## WHAT IS ASKED
Find each line containing the string "React" and return it.

****************

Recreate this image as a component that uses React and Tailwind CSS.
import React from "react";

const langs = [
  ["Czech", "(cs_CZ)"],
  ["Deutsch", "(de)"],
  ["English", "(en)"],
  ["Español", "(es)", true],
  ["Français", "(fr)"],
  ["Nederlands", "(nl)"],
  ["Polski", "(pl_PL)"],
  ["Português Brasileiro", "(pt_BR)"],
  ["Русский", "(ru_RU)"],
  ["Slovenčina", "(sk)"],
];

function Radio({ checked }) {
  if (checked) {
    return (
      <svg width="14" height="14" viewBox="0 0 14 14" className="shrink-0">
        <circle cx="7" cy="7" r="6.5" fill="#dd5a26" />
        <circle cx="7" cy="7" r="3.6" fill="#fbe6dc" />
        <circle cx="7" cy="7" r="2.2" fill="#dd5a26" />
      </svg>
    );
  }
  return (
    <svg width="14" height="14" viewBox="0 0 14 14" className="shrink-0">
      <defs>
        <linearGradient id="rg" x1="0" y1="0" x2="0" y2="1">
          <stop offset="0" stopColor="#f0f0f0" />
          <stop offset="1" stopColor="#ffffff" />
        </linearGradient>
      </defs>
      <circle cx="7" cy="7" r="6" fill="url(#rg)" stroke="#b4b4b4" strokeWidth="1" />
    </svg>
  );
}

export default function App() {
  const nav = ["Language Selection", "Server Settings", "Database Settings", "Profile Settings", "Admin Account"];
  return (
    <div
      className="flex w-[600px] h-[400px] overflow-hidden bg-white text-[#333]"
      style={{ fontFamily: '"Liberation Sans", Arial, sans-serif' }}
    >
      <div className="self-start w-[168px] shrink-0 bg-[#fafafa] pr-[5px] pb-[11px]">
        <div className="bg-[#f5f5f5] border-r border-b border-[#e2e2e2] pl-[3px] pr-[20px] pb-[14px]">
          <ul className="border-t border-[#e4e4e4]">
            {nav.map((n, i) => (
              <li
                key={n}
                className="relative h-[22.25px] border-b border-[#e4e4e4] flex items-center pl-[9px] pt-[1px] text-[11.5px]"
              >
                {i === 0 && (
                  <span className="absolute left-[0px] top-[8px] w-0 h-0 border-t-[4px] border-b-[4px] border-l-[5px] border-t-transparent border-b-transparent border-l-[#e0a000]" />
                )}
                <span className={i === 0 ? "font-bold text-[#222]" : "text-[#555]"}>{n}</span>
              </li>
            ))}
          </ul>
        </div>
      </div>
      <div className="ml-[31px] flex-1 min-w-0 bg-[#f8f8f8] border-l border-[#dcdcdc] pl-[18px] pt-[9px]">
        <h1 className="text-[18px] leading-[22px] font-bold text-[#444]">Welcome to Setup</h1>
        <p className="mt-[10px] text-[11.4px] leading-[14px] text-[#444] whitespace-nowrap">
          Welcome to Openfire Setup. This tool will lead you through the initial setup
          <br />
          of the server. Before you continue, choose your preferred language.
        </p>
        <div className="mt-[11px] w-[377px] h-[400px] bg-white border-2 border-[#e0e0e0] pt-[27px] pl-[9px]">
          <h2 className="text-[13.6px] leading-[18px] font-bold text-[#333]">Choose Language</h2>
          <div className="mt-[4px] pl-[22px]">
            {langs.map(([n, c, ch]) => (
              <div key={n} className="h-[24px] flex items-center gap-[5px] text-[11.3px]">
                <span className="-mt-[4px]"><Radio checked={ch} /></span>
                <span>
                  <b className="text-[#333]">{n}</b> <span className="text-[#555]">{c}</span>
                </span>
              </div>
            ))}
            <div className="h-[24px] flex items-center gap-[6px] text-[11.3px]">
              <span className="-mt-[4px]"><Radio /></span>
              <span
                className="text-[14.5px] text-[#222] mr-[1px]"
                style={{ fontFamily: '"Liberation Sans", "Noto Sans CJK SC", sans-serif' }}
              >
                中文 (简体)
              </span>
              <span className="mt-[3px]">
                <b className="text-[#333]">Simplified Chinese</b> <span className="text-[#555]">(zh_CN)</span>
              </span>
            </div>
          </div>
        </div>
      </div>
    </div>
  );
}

****************

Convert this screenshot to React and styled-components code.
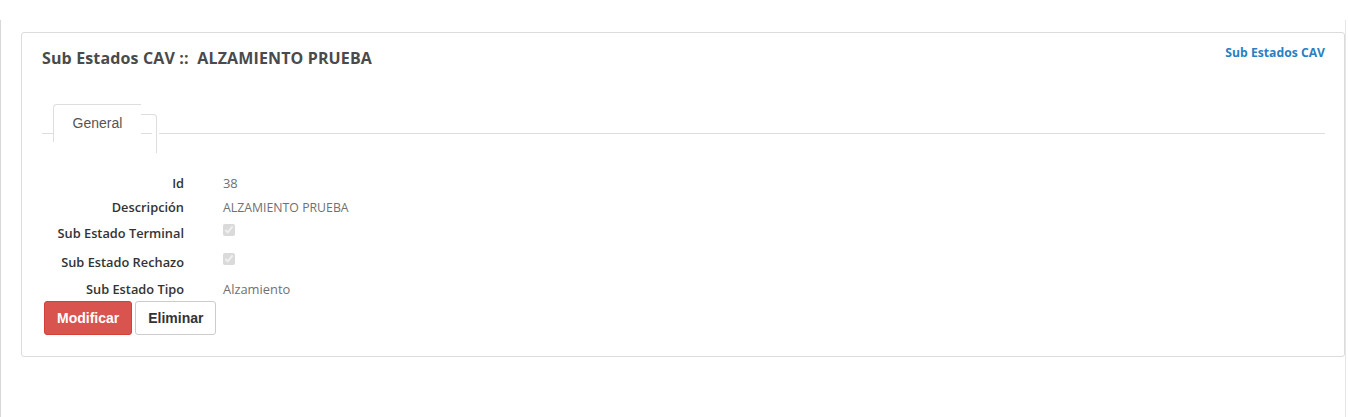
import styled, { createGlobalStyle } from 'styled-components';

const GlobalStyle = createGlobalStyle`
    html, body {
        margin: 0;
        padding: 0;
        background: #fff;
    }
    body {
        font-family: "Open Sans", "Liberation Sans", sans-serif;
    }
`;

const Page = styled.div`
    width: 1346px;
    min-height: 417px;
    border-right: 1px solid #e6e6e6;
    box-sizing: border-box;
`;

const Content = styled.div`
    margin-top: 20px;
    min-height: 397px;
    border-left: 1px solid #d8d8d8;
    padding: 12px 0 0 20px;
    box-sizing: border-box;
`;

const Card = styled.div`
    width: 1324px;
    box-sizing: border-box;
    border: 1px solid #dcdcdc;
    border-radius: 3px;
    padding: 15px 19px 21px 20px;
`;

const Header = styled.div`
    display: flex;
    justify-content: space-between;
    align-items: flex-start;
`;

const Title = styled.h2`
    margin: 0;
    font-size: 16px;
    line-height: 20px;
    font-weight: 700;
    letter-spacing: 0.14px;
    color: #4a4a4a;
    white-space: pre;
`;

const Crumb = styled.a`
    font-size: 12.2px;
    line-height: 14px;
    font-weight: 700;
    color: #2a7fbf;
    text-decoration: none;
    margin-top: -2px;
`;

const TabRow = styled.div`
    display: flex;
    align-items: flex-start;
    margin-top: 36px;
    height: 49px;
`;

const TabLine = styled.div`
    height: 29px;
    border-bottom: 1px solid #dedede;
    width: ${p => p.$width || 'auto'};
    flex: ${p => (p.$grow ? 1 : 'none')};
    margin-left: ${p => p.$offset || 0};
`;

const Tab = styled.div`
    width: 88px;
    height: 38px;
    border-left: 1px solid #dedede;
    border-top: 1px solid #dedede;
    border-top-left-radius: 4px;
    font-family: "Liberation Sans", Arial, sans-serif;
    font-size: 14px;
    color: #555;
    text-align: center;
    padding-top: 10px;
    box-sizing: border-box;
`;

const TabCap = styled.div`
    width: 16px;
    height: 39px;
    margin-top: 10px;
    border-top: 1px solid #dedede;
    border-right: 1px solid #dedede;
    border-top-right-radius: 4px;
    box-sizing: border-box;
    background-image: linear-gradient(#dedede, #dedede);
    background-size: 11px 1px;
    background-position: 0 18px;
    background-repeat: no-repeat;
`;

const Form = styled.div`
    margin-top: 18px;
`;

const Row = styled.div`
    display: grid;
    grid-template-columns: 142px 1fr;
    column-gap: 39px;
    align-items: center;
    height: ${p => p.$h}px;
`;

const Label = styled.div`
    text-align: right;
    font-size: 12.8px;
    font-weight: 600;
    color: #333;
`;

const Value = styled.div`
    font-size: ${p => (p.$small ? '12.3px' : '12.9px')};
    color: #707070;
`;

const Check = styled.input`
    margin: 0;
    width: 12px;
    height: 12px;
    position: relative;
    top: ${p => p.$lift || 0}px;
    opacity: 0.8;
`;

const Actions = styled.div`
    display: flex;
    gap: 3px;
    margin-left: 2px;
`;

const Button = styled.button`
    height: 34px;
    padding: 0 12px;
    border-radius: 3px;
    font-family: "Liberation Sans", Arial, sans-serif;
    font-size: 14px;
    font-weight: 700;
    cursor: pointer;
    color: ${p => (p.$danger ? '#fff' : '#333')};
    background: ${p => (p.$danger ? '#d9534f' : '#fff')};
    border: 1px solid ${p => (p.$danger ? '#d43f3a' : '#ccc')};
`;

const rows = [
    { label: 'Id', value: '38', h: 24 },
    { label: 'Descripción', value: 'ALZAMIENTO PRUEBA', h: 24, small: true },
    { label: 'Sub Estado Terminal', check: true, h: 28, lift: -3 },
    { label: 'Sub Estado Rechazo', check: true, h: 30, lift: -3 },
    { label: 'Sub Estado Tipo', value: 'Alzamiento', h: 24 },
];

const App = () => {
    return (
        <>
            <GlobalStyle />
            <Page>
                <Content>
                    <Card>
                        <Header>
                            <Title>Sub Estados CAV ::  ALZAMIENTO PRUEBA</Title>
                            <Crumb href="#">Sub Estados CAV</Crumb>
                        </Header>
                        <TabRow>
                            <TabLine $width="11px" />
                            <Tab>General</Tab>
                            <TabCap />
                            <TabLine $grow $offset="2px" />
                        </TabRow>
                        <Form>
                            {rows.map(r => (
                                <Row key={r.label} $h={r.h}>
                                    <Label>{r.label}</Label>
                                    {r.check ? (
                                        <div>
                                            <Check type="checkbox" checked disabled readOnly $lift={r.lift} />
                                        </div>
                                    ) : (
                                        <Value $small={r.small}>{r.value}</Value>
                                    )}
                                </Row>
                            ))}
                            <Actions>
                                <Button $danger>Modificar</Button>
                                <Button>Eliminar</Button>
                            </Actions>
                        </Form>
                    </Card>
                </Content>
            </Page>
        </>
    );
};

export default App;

****************

## SOLUTION TO THE PROBLEM
Recreate this image as a component that uses React and Tailwind CSS.
import React from "react";
Convert this screenshot to React and styled-components code.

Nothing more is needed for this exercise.